Political campaigns spend big bucks hiring consultants to craft persuasive messaging, but a new study demonstrates that political professionals perform no better than regular folks in predicting which messages will sway voters.
In the study, Kalla and his coauthors evaluated how well sample groups of political practitioners—professionals who work for political campaigns, polling firms, and advocacy organizations—and members of the public could predict the effectiveness of 172 campaign messages concerning 21 political issues, including legalizing marijuana, cancelling student debt, and increasing border security.
They found that both groups performed barely better than chance and that the practitioners were no more perceptive than laypeople in identifying messaging that resonates with people.
“We found that neither political practitioners nor the mass public are particularly accurate in predicting which persuasive messages are more effective than others,” says coauthor Joshua L. Kalla, associate professor of political science at Yale.

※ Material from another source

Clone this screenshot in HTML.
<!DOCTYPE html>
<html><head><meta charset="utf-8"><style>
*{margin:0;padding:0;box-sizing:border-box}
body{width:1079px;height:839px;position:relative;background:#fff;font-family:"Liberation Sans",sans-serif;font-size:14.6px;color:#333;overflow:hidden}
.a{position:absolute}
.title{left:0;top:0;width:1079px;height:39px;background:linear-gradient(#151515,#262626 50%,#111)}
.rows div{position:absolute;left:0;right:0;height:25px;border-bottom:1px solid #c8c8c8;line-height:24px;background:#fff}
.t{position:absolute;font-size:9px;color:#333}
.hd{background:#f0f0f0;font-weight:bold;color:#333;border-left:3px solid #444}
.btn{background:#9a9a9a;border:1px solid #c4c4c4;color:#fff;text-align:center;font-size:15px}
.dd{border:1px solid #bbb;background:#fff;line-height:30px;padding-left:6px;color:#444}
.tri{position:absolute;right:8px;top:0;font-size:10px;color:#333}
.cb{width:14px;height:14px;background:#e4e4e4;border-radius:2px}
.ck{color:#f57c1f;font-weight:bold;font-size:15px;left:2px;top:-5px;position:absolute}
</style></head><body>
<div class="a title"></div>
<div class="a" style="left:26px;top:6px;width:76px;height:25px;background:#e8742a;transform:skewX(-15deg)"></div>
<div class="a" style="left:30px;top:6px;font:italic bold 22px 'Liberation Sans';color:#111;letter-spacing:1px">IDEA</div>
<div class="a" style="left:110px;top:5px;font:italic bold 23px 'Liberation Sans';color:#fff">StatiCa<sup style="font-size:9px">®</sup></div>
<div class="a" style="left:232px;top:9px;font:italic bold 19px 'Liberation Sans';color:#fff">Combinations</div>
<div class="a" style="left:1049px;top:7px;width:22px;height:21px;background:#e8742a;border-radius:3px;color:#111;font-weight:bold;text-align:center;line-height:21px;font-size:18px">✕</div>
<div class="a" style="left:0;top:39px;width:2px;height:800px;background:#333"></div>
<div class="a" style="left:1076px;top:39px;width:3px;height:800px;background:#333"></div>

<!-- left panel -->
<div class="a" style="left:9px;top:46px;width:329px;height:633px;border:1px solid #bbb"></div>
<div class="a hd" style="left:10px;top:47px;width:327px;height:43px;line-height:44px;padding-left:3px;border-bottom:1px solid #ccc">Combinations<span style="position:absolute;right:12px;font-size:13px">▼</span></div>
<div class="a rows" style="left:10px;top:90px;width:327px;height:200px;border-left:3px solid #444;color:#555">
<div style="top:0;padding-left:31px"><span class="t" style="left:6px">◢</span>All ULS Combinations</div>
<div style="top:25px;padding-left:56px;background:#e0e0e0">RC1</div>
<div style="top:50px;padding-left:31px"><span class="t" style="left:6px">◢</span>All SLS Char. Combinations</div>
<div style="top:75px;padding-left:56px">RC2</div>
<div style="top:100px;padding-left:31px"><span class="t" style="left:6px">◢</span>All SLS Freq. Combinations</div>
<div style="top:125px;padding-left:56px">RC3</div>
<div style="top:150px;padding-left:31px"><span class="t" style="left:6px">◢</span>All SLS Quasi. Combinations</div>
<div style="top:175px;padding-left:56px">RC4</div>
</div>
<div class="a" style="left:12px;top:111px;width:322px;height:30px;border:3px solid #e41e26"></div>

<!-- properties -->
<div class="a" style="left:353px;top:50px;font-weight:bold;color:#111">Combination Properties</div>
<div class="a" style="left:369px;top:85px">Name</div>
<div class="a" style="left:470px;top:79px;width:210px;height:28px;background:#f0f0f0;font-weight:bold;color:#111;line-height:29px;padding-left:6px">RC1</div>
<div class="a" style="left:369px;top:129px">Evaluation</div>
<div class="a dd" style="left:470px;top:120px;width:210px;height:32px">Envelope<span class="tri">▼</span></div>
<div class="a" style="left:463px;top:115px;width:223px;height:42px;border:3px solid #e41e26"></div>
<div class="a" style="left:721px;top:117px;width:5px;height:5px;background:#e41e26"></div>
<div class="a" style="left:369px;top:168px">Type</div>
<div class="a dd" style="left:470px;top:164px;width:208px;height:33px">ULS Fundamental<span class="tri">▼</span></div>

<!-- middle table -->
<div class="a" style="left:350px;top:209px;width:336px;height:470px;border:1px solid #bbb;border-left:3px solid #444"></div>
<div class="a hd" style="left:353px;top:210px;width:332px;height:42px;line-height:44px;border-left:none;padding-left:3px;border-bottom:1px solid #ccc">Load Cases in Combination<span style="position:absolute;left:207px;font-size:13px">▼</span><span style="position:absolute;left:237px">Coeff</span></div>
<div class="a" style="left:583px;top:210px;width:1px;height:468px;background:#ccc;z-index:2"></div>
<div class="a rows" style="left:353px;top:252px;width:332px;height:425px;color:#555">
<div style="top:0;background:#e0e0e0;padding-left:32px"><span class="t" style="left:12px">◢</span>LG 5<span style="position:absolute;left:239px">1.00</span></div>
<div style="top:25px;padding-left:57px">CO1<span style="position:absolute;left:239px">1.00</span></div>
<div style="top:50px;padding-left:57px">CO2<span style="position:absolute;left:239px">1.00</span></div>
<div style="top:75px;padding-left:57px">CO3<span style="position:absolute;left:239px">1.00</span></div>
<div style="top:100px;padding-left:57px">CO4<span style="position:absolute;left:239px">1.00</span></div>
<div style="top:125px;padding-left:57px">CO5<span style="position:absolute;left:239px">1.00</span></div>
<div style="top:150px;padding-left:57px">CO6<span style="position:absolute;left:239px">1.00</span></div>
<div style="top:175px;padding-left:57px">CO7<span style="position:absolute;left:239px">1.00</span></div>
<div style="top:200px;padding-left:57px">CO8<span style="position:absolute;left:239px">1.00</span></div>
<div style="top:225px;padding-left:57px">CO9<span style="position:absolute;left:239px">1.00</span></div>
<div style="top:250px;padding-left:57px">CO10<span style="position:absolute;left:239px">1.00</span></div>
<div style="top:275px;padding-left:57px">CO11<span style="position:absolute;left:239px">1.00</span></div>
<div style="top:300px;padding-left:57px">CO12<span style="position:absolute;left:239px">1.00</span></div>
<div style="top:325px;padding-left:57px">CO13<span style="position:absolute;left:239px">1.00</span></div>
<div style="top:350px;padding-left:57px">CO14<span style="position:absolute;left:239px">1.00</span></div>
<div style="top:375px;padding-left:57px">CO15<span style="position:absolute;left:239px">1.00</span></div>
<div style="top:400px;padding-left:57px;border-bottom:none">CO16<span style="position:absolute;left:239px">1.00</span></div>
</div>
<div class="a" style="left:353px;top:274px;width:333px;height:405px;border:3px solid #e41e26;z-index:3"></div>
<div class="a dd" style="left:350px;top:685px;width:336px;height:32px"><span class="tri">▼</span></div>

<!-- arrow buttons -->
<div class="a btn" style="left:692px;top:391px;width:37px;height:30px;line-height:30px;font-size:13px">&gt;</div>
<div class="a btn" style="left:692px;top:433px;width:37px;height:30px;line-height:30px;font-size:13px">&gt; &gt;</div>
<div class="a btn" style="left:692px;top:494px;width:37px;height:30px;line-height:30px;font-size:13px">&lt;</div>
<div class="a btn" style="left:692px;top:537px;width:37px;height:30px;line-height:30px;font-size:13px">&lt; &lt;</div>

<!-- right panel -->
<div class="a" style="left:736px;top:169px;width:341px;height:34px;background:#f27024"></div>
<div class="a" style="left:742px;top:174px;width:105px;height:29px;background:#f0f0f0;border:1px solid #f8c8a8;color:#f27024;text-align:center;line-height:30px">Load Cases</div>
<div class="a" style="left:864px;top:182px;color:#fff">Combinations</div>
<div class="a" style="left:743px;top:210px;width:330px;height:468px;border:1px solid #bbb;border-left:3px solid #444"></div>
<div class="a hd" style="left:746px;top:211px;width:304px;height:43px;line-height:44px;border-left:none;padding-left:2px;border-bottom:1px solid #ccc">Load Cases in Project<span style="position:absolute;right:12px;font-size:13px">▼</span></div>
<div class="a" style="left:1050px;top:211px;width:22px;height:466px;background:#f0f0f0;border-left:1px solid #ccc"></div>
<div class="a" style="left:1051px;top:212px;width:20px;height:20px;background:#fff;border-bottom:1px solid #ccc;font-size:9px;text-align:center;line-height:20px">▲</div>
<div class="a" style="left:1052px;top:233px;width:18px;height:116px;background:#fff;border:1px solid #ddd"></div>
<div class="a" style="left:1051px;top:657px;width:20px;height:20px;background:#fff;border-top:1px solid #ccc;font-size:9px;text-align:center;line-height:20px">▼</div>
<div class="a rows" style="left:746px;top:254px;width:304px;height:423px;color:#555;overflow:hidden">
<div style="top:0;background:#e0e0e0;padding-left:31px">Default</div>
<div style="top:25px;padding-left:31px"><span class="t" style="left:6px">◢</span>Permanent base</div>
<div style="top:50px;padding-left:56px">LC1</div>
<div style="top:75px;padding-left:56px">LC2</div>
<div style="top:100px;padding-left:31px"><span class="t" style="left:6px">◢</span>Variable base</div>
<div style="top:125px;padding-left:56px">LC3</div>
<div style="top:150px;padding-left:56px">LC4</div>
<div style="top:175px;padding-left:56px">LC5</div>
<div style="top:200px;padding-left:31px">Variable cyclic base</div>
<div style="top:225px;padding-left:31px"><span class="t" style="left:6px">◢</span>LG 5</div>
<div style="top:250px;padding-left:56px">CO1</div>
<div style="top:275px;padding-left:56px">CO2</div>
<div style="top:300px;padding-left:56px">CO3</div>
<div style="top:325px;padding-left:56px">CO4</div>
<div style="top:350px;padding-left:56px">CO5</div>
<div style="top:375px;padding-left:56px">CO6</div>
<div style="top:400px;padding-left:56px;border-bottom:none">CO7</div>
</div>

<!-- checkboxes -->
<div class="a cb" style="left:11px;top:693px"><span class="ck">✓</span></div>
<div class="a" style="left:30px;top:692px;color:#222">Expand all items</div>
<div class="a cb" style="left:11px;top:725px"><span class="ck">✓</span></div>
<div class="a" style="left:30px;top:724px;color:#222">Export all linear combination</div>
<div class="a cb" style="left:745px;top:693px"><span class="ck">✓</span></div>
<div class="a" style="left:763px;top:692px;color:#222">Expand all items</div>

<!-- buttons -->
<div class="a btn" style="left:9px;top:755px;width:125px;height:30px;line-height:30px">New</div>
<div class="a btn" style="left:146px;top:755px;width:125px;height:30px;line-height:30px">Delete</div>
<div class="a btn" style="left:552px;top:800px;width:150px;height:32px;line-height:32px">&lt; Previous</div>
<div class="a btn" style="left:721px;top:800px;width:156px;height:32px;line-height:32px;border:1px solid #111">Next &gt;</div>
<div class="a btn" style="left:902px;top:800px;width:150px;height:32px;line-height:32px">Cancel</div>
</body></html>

“This suggests that political practitioners who craft language intended to persuade have fairly poor intuitions about which messages people will find persuasive.”
For the study, the researchers gathered 172 text-based political messages that political practitioners have used to support or oppose 21 distinct issues. They pulled the messages from sources such as voter guides published by various advocacy organizations and the social media accounts of prominent politicians.
An example is a message used by the Marijuana Policy Project to support the legalization of cannabis: “Polls show that a strong and growing majority of Americans agree it is time to end cannabis prohibition. Nationwide, a recent Gallup poll found that 66% support making marijuana use legal for adults.”
To measure the effectiveness of these messages, the researchers conducted a large-scale survey experiment, in which they randomly assigned 23,167 participants into either a treatment group or a control group. The treatment groups were presented with messages for three specific issues; the control group saw no messages. Then researchers questioned participants in both the treatment and control groups on their opinions of the issues, for a total of 67,215 observations from the participants. The researchers used this data to estimate the efficacy of each message.
Next, they asked 1,524 political practitioners with varied experience and expertise and 21,247 laypeople to predict the messages’ effectiveness. (Ninety-one percent of the practitioners reported being directly involved with developing messaging.) Both groups did little better predicting the messages’ persuasiveness than if they had guessed randomly.
The study showed that the members of the public believed that other people are more persuadable than the initial survey showed or the practitioners expected. But after accounting for those inflated expectations, practitioners did not predict meaningfully better than laypeople.
Among the political practitioners, the study found that experience or issue expertise did not translate into a greater ability to identify effective messages.
The findings suggest that, rather than relying on their intuition, political practitioners should consider incorporating data-science techniques into their evaluations of potential messages, says Kalla, a faculty fellow at Yale’s Institution for Social and Policy Studies.
“The main takeaway here is that political practitioners have tools available to help them identify effective messages without having to rely on their gut feeling,” he says.
“They could use survey experiments similar to what we did in this study. We see political campaigns already doing that, and I suspect more will adopt such techniques moving forward.”
The study appears in the journal Proceedings of the National Academy of Sciences. Additional coauthors are from the University of California, Berkeley.